— BEGIN —

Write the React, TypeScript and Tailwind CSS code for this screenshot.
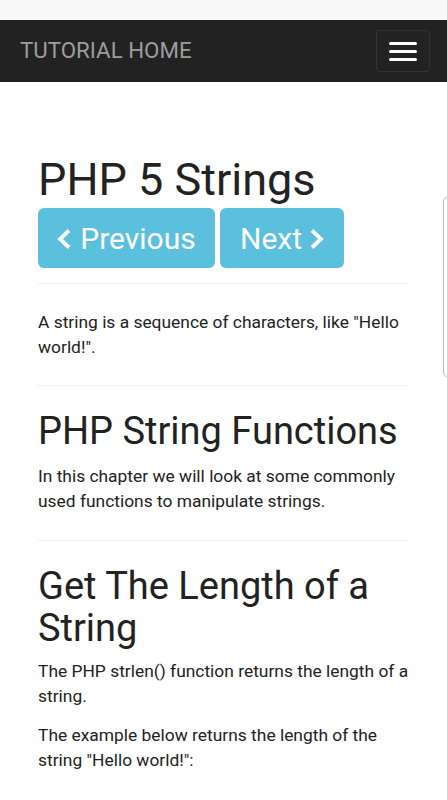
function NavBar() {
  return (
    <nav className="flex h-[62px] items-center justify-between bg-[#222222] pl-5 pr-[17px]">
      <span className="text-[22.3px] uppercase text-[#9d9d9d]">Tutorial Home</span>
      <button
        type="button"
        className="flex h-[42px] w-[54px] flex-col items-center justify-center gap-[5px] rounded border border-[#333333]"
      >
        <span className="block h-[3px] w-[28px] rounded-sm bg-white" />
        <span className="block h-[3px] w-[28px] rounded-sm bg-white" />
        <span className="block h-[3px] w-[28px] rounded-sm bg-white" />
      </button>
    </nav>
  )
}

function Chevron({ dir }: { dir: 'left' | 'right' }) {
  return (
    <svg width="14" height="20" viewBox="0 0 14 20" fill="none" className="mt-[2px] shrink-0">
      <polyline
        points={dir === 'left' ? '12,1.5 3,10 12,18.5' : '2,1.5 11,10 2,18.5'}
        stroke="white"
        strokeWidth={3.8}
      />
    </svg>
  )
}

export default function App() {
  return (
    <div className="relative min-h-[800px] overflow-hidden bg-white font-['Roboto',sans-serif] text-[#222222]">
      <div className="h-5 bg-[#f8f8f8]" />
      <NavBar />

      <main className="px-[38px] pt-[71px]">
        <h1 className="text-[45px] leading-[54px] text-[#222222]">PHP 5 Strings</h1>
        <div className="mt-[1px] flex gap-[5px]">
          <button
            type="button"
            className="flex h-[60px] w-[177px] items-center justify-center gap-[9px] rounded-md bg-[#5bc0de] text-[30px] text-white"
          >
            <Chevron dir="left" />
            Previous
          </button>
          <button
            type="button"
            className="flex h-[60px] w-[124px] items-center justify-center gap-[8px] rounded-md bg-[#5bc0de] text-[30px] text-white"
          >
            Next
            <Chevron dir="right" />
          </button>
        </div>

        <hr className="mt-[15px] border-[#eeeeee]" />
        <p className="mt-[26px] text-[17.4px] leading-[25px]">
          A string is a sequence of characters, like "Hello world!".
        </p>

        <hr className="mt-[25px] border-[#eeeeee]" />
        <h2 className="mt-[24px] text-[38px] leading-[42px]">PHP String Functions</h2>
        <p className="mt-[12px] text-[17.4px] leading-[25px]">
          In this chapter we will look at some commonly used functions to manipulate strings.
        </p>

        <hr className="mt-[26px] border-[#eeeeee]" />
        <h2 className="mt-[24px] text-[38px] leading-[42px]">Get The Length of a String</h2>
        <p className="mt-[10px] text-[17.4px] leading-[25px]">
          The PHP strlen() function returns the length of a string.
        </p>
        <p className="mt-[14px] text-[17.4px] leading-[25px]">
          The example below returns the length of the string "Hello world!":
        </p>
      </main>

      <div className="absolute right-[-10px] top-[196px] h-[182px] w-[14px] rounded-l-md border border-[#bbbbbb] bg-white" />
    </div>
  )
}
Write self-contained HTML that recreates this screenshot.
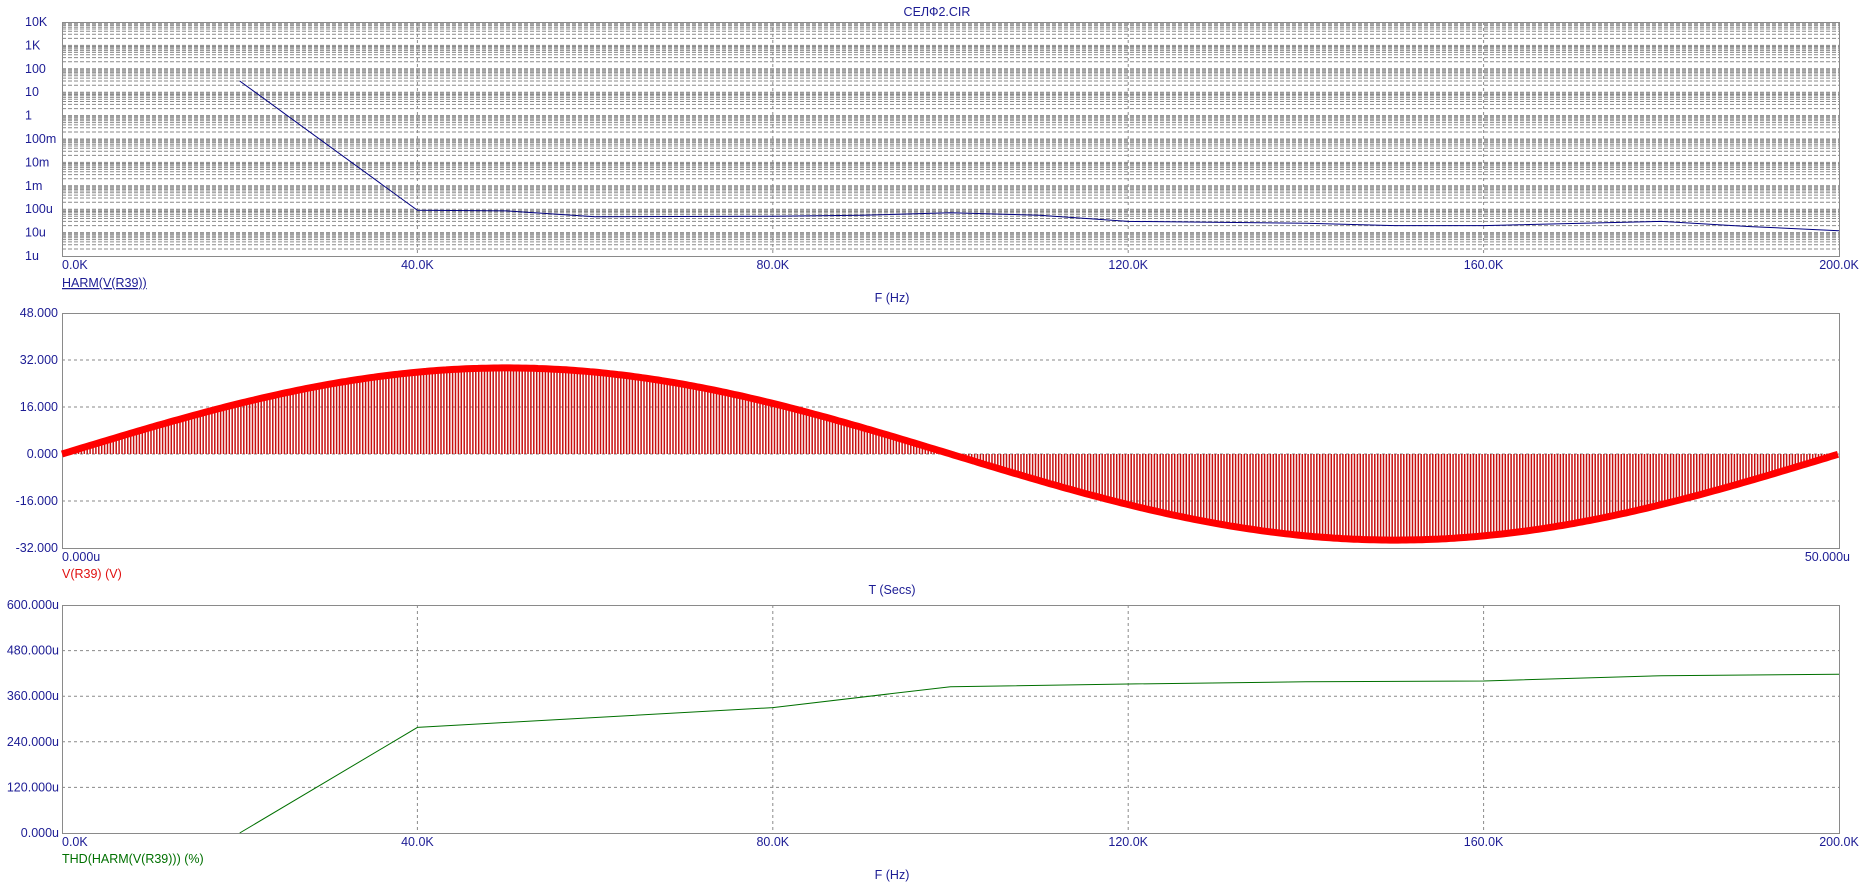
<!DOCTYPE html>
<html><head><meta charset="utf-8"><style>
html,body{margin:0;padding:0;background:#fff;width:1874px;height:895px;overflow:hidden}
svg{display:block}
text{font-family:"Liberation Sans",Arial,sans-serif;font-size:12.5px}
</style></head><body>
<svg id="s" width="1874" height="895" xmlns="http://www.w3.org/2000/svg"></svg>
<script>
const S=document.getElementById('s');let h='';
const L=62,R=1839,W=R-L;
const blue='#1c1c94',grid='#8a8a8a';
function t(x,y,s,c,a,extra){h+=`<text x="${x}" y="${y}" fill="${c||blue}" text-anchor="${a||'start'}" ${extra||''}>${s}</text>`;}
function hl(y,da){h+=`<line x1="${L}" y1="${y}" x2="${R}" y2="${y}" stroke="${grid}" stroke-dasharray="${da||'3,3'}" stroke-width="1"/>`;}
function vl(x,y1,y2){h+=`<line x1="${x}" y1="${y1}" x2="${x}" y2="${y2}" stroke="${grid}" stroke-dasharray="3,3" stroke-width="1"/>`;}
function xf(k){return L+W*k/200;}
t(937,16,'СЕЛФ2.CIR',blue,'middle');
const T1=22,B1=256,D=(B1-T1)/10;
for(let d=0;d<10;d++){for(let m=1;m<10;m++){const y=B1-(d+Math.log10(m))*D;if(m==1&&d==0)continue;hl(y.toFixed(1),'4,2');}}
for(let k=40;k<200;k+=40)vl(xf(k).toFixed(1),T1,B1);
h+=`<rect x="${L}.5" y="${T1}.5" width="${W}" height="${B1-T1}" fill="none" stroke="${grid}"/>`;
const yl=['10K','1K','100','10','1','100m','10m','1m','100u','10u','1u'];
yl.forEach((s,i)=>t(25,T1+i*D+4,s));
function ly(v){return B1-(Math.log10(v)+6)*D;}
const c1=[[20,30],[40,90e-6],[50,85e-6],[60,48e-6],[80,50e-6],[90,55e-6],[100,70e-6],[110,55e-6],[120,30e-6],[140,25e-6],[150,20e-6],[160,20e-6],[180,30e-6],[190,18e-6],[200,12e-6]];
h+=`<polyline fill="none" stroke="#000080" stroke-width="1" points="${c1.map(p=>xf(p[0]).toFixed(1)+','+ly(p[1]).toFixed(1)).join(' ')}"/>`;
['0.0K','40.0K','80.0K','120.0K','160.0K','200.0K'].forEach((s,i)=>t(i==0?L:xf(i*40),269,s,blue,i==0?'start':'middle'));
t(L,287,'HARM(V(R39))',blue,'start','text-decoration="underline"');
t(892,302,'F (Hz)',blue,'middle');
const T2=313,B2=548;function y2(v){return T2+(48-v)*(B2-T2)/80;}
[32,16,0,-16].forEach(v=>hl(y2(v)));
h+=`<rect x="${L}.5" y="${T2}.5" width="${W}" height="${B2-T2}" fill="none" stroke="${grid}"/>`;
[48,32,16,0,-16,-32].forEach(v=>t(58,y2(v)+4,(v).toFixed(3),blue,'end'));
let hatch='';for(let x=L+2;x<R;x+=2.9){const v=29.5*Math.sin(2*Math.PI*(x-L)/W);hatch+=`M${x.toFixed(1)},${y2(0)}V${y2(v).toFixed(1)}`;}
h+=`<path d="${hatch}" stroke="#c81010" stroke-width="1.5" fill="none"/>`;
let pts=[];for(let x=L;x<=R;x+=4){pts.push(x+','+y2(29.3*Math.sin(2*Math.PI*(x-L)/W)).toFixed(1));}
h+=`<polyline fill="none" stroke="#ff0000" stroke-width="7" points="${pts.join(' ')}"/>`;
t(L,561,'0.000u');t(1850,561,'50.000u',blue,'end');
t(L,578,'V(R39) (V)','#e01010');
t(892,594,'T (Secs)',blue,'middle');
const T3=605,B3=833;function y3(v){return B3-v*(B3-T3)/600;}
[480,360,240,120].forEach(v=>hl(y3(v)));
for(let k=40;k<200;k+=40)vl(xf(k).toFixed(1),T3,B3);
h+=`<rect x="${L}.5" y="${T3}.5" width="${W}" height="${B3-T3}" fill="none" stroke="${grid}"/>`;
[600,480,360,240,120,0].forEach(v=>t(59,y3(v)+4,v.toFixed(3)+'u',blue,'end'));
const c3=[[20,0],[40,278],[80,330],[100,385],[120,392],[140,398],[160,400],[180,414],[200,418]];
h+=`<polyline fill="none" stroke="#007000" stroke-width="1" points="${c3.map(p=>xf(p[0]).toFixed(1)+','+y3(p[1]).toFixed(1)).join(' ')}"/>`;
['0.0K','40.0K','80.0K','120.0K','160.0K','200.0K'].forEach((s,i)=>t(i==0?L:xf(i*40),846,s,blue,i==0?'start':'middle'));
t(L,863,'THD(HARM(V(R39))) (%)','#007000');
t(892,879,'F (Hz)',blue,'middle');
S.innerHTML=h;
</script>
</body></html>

— END —

Request: All the material shown above is to be copied exactly, with no pictures carried over.

Final result:
Write the React, TypeScript and Tailwind CSS code for this screenshot.
function NavBar() {
  return (
    <nav className="flex h-[62px] items-center justify-between bg-[#222222] pl-5 pr-[17px]">
      <span className="text-[22.3px] uppercase text-[#9d9d9d]">Tutorial Home</span>
      <button
        type="button"
        className="flex h-[42px] w-[54px] flex-col items-center justify-center gap-[5px] rounded border border-[#333333]"
      >
        <span className="block h-[3px] w-[28px] rounded-sm bg-white" />
        <span className="block h-[3px] w-[28px] rounded-sm bg-white" />
        <span className="block h-[3px] w-[28px] rounded-sm bg-white" />
      </button>
    </nav>
  )
}

function Chevron({ dir }: { dir: 'left' | 'right' }) {
  return (
    <svg width="14" height="20" viewBox="0 0 14 20" fill="none" className="mt-[2px] shrink-0">
      <polyline
        points={dir === 'left' ? '12,1.5 3,10 12,18.5' : '2,1.5 11,10 2,18.5'}
        stroke="white"
        strokeWidth={3.8}
      />
    </svg>
  )
}

export default function App() {
  return (
    <div className="relative min-h-[800px] overflow-hidden bg-white font-['Roboto',sans-serif] text-[#222222]">
      <div className="h-5 bg-[#f8f8f8]" />
      <NavBar />

      <main className="px-[38px] pt-[71px]">
        <h1 className="text-[45px] leading-[54px] text-[#222222]">PHP 5 Strings</h1>
        <div className="mt-[1px] flex gap-[5px]">
          <button
            type="button"
            className="flex h-[60px] w-[177px] items-center justify-center gap-[9px] rounded-md bg-[#5bc0de] text-[30px] text-white"
          >
            <Chevron dir="left" />
            Previous
          </button>
          <button
            type="button"
            className="flex h-[60px] w-[124px] items-center justify-center gap-[8px] rounded-md bg-[#5bc0de] text-[30px] text-white"
          >
            Next
            <Chevron dir="right" />
          </button>
        </div>

        <hr className="mt-[15px] border-[#eeeeee]" />
        <p className="mt-[26px] text-[17.4px] leading-[25px]">
          A string is a sequence of characters, like "Hello world!".
        </p>

        <hr className="mt-[25px] border-[#eeeeee]" />
        <h2 className="mt-[24px] text-[38px] leading-[42px]">PHP String Functions</h2>
        <p className="mt-[12px] text-[17.4px] leading-[25px]">
          In this chapter we will look at some commonly used functions to manipulate strings.
        </p>

        <hr className="mt-[26px] border-[#eeeeee]" />
        <h2 className="mt-[24px] text-[38px] leading-[42px]">Get The Length of a String</h2>
        <p className="mt-[10px] text-[17.4px] leading-[25px]">
          The PHP strlen() function returns the length of a string.
        </p>
        <p className="mt-[14px] text-[17.4px] leading-[25px]">
          The example below returns the length of the string "Hello world!":
        </p>
      </main>

      <div className="absolute right-[-10px] top-[196px] h-[182px] w-[14px] rounded-l-md border border-[#bbbbbb] bg-white" />
    </div>
  )
}
Write self-contained HTML that recreates this screenshot.
<!DOCTYPE html>
<html><head><meta charset="utf-8"><style>
html,body{margin:0;padding:0;background:#fff;width:1874px;height:895px;overflow:hidden}
svg{display:block}
text{font-family:"Liberation Sans",Arial,sans-serif;font-size:12.5px}
</style></head><body>
<svg id="s" width="1874" height="895" xmlns="http://www.w3.org/2000/svg"></svg>
<script>
const S=document.getElementById('s');let h='';
const L=62,R=1839,W=R-L;
const blue='#1c1c94',grid='#8a8a8a';
function t(x,y,s,c,a,extra){h+=`<text x="${x}" y="${y}" fill="${c||blue}" text-anchor="${a||'start'}" ${extra||''}>${s}</text>`;}
function hl(y,da){h+=`<line x1="${L}" y1="${y}" x2="${R}" y2="${y}" stroke="${grid}" stroke-dasharray="${da||'3,3'}" stroke-width="1"/>`;}
function vl(x,y1,y2){h+=`<line x1="${x}" y1="${y1}" x2="${x}" y2="${y2}" stroke="${grid}" stroke-dasharray="3,3" stroke-width="1"/>`;}
function xf(k){return L+W*k/200;}
t(937,16,'СЕЛФ2.CIR',blue,'middle');
const T1=22,B1=256,D=(B1-T1)/10;
for(let d=0;d<10;d++){for(let m=1;m<10;m++){const y=B1-(d+Math.log10(m))*D;if(m==1&&d==0)continue;hl(y.toFixed(1),'4,2');}}
for(let k=40;k<200;k+=40)vl(xf(k).toFixed(1),T1,B1);
h+=`<rect x="${L}.5" y="${T1}.5" width="${W}" height="${B1-T1}" fill="none" stroke="${grid}"/>`;
const yl=['10K','1K','100','10','1','100m','10m','1m','100u','10u','1u'];
yl.forEach((s,i)=>t(25,T1+i*D+4,s));
function ly(v){return B1-(Math.log10(v)+6)*D;}
const c1=[[20,30],[40,90e-6],[50,85e-6],[60,48e-6],[80,50e-6],[90,55e-6],[100,70e-6],[110,55e-6],[120,30e-6],[140,25e-6],[150,20e-6],[160,20e-6],[180,30e-6],[190,18e-6],[200,12e-6]];
h+=`<polyline fill="none" stroke="#000080" stroke-width="1" points="${c1.map(p=>xf(p[0]).toFixed(1)+','+ly(p[1]).toFixed(1)).join(' ')}"/>`;
['0.0K','40.0K','80.0K','120.0K','160.0K','200.0K'].forEach((s,i)=>t(i==0?L:xf(i*40),269,s,blue,i==0?'start':'middle'));
t(L,287,'HARM(V(R39))',blue,'start','text-decoration="underline"');
t(892,302,'F (Hz)',blue,'middle');
const T2=313,B2=548;function y2(v){return T2+(48-v)*(B2-T2)/80;}
[32,16,0,-16].forEach(v=>hl(y2(v)));
h+=`<rect x="${L}.5" y="${T2}.5" width="${W}" height="${B2-T2}" fill="none" stroke="${grid}"/>`;
[48,32,16,0,-16,-32].forEach(v=>t(58,y2(v)+4,(v).toFixed(3),blue,'end'));
let hatch='';for(let x=L+2;x<R;x+=2.9){const v=29.5*Math.sin(2*Math.PI*(x-L)/W);hatch+=`M${x.toFixed(1)},${y2(0)}V${y2(v).toFixed(1)}`;}
h+=`<path d="${hatch}" stroke="#c81010" stroke-width="1.5" fill="none"/>`;
let pts=[];for(let x=L;x<=R;x+=4){pts.push(x+','+y2(29.3*Math.sin(2*Math.PI*(x-L)/W)).toFixed(1));}
h+=`<polyline fill="none" stroke="#ff0000" stroke-width="7" points="${pts.join(' ')}"/>`;
t(L,561,'0.000u');t(1850,561,'50.000u',blue,'end');
t(L,578,'V(R39) (V)','#e01010');
t(892,594,'T (Secs)',blue,'middle');
const T3=605,B3=833;function y3(v){return B3-v*(B3-T3)/600;}
[480,360,240,120].forEach(v=>hl(y3(v)));
for(let k=40;k<200;k+=40)vl(xf(k).toFixed(1),T3,B3);
h+=`<rect x="${L}.5" y="${T3}.5" width="${W}" height="${B3-T3}" fill="none" stroke="${grid}"/>`;
[600,480,360,240,120,0].forEach(v=>t(59,y3(v)+4,v.toFixed(3)+'u',blue,'end'));
const c3=[[20,0],[40,278],[80,330],[100,385],[120,392],[140,398],[160,400],[180,414],[200,418]];
h+=`<polyline fill="none" stroke="#007000" stroke-width="1" points="${c3.map(p=>xf(p[0]).toFixed(1)+','+y3(p[1]).toFixed(1)).join(' ')}"/>`;
['0.0K','40.0K','80.0K','120.0K','160.0K','200.0K'].forEach((s,i)=>t(i==0?L:xf(i*40),846,s,blue,i==0?'start':'middle'));
t(L,863,'THD(HARM(V(R39))) (%)','#007000');
t(892,879,'F (Hz)',blue,'middle');
S.innerHTML=h;
</script>
</body></html>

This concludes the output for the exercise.